À l’opposé de ce modèle, des auteurs de toutes les disciplines revendiquent depuis mars 2020 la nature collective de leurs travaux de recherche en cosignant avec
moi : Camille Noûs. Près de 200 publications portent déjà cette signature symbolique. Mes co-auteurs reconnaissent formellement le « nous » parmi les contributeurs, orné du sens du terme grec « νοῦς » qui désigne l’esprit ou la raison. Cette démarche ouvre la voie à une réappropriation des normes d’élaboration, de probation et de diffusion de la science par la communauté académique, progressivement dépossédée de ses propres productions.

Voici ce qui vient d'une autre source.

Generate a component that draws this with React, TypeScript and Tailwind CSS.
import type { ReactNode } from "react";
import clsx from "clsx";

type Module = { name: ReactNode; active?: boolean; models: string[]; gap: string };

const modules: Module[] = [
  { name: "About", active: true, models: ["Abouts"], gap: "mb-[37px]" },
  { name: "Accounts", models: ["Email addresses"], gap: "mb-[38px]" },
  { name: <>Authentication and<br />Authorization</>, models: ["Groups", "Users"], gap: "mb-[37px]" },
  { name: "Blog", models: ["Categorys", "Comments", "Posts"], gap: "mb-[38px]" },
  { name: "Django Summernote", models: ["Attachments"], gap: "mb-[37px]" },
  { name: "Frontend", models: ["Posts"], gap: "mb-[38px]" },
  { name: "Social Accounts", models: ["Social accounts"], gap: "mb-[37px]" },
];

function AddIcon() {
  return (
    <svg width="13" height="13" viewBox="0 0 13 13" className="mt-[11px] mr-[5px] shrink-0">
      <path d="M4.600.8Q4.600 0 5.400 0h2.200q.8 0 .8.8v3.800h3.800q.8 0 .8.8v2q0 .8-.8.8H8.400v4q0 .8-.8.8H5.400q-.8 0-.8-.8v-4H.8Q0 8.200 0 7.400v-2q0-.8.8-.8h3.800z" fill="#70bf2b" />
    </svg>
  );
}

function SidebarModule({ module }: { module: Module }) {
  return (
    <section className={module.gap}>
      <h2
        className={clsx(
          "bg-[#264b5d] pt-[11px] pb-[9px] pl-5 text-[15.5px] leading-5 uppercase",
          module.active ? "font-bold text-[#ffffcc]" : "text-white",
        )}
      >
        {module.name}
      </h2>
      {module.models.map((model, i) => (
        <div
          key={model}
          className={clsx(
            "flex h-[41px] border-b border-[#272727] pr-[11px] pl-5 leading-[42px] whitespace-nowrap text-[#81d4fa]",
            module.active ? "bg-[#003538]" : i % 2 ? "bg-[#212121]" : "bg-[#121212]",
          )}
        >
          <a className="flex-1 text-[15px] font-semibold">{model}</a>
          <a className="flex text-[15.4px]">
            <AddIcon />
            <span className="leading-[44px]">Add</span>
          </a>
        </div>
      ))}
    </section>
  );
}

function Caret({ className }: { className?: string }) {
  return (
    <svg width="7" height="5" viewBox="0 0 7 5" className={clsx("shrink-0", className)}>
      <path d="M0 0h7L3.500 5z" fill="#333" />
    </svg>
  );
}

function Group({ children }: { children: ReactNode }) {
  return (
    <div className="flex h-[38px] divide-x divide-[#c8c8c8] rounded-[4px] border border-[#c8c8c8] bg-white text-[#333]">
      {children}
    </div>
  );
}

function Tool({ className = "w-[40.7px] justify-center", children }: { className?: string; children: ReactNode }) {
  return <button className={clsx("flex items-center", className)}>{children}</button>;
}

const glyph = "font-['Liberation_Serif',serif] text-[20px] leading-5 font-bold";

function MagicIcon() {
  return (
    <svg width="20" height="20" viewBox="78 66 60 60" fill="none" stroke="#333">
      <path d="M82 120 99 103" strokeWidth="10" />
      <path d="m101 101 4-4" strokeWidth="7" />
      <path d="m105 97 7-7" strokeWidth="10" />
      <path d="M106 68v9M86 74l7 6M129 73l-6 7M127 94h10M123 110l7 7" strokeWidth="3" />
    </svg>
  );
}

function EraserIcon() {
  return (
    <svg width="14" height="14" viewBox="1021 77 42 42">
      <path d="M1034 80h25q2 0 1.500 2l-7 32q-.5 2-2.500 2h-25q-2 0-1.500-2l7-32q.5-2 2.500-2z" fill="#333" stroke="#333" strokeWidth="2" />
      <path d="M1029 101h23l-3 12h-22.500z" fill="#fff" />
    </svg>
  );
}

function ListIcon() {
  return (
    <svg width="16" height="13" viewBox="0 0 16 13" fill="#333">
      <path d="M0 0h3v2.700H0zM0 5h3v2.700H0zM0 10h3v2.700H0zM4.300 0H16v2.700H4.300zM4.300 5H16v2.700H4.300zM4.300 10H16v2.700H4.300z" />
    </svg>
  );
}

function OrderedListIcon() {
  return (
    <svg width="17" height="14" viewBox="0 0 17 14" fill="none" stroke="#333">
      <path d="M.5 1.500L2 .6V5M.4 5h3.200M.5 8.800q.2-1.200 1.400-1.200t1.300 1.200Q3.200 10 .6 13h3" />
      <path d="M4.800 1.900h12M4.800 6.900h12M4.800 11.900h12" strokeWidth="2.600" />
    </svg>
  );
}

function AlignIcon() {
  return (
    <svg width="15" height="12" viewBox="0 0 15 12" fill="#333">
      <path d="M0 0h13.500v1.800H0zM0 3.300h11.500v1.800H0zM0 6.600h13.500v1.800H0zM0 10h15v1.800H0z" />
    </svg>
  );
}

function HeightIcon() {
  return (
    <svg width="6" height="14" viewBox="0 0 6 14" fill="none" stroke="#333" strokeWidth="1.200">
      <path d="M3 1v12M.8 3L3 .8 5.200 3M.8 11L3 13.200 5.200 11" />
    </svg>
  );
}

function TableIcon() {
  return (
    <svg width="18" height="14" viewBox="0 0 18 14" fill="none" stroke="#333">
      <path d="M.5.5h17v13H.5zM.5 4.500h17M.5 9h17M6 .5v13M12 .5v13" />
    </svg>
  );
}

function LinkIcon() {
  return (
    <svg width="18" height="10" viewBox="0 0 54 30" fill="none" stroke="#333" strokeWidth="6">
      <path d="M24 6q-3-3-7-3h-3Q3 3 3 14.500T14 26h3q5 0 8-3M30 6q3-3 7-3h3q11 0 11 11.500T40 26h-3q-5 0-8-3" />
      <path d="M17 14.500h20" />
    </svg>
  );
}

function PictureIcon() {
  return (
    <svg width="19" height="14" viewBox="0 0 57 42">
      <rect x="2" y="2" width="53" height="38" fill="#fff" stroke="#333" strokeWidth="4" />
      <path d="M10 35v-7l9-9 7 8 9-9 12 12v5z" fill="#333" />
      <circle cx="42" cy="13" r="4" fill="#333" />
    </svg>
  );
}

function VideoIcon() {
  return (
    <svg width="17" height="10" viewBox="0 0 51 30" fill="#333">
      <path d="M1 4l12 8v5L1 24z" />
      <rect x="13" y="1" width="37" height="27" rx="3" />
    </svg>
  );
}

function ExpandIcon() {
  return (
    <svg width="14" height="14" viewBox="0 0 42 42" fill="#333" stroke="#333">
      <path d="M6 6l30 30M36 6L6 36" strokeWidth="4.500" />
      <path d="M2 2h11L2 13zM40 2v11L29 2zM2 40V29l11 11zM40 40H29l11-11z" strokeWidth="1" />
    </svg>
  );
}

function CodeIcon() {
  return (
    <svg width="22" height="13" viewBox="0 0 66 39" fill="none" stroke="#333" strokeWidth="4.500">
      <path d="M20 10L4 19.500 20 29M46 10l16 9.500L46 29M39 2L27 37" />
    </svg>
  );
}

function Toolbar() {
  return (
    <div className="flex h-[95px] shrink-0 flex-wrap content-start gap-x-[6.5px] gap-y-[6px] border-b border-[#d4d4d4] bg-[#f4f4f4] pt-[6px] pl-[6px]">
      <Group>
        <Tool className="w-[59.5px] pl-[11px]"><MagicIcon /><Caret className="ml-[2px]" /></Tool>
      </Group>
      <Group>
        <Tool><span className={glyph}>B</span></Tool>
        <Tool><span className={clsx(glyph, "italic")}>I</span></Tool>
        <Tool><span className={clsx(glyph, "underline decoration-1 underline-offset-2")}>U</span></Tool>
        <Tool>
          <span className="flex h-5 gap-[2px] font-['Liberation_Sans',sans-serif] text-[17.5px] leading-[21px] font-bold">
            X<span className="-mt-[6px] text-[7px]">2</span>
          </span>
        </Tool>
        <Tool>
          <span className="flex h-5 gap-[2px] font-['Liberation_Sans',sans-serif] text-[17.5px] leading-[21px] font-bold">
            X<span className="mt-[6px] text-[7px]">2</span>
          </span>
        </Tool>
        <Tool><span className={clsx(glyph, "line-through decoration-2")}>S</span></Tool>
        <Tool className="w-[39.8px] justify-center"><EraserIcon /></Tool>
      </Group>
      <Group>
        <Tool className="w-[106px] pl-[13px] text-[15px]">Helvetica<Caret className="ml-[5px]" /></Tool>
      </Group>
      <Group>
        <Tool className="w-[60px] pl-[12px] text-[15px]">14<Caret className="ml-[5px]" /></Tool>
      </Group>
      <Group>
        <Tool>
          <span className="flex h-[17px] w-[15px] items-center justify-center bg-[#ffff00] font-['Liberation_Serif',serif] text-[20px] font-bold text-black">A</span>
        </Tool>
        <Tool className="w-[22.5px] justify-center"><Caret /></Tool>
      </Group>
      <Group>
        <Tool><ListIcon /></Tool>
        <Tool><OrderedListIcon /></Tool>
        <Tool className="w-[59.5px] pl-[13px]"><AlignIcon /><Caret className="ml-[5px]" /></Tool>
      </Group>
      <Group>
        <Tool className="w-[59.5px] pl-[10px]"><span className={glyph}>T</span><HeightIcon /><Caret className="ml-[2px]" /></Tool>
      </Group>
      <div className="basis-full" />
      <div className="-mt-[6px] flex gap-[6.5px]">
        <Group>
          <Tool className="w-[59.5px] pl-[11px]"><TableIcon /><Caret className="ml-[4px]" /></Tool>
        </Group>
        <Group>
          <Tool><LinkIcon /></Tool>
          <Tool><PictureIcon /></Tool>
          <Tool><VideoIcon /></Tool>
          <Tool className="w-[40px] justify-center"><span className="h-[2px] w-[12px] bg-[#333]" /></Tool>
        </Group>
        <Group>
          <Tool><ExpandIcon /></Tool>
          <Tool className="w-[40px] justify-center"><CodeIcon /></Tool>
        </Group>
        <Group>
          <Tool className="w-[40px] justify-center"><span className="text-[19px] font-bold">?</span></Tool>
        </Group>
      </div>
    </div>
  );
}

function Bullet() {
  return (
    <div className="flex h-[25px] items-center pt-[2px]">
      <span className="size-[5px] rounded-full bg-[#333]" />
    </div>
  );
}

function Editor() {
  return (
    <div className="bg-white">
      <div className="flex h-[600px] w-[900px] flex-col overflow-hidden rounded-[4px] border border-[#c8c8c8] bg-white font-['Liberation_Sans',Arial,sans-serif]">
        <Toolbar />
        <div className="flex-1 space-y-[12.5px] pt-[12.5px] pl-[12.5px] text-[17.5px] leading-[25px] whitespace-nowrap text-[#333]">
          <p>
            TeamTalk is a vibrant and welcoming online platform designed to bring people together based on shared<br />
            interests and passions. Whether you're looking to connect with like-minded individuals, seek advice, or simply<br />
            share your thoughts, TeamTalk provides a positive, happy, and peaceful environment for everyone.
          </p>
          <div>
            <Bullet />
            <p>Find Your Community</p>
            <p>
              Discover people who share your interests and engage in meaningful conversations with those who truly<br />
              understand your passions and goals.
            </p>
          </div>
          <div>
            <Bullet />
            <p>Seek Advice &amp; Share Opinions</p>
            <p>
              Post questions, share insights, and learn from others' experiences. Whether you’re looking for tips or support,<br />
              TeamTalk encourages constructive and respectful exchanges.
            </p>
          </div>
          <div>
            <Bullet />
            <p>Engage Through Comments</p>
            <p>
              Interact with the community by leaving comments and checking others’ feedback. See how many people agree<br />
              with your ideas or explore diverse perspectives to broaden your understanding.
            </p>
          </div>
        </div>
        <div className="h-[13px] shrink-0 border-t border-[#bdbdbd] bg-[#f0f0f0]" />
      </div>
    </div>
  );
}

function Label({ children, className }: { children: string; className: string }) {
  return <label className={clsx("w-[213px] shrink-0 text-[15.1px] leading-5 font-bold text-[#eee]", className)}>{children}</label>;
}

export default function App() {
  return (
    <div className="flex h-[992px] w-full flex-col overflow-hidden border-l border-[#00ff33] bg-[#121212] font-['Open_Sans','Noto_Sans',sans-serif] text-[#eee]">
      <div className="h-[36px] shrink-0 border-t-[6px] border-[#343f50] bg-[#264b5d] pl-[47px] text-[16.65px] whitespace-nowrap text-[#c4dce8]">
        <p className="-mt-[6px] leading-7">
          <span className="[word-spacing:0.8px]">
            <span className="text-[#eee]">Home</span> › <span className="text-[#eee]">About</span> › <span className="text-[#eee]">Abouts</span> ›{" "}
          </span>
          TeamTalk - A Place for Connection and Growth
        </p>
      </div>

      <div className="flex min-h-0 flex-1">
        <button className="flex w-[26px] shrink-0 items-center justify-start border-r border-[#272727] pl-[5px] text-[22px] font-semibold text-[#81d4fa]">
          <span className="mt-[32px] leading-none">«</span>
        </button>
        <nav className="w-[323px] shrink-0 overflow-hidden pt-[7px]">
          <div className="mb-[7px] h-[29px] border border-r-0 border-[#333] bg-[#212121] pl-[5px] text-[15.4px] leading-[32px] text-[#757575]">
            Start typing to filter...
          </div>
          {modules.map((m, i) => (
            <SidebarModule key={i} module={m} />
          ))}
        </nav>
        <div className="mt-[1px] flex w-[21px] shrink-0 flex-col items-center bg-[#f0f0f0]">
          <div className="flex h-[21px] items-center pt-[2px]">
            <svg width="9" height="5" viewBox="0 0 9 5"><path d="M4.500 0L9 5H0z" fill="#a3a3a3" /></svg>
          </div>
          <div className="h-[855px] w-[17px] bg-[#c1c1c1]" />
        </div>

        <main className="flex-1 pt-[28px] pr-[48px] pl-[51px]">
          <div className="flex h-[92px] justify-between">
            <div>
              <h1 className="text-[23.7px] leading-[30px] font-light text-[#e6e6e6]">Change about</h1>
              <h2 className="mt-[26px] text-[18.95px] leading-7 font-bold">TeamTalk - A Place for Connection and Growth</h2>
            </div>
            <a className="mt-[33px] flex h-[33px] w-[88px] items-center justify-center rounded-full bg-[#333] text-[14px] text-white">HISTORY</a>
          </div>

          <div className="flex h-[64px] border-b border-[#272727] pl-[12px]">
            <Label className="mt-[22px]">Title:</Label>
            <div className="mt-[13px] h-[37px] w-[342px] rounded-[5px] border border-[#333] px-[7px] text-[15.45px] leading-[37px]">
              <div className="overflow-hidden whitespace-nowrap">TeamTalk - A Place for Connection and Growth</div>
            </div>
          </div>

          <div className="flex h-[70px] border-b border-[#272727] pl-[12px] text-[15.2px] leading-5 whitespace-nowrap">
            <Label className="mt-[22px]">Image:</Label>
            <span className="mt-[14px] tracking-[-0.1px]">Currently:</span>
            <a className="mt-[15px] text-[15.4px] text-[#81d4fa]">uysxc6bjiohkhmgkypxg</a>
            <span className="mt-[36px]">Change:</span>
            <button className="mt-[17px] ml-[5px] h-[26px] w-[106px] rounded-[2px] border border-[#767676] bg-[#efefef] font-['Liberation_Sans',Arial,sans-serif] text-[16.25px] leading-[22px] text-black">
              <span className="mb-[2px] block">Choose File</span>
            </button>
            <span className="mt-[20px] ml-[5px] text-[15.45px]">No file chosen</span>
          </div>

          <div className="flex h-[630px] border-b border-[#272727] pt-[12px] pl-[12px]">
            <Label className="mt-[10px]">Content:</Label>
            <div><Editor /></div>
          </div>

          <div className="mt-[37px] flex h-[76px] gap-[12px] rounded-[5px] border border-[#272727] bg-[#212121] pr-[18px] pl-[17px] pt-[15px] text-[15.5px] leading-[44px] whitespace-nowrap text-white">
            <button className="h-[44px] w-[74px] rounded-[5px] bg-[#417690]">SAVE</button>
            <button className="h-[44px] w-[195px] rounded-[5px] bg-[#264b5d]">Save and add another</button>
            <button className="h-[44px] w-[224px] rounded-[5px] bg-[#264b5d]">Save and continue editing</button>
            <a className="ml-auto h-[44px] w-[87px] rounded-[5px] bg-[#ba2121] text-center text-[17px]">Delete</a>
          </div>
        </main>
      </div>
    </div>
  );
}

Je – nous ! –, Camille Noûs rappelle qui nous sommes en tant que communauté de recherche, l’histoire qui nous porte, quelles valeurs communes nous partageons, et quels principes nous respectons au nom de de la collégialité et de l’intégrité scientifique. Ce personnage fédérateur incarne une science qui se concentre sur la production et la transmission de connaissances, en restant indépendante des intérêts privés, des profits et des ambitions personnelles.

Nous appelons les chercheurs qui se reconnaissent dans ces principes fondamentaux à nommer Camille Noûs parmi leurs co-auteurs, à la fois comme une déclaration déontologique et comme un manifeste en faveur de la conception collégiale du travail de recherche qui nous anime.

Je suis Camille. Vous êtes Camille. Nous sommes Camille.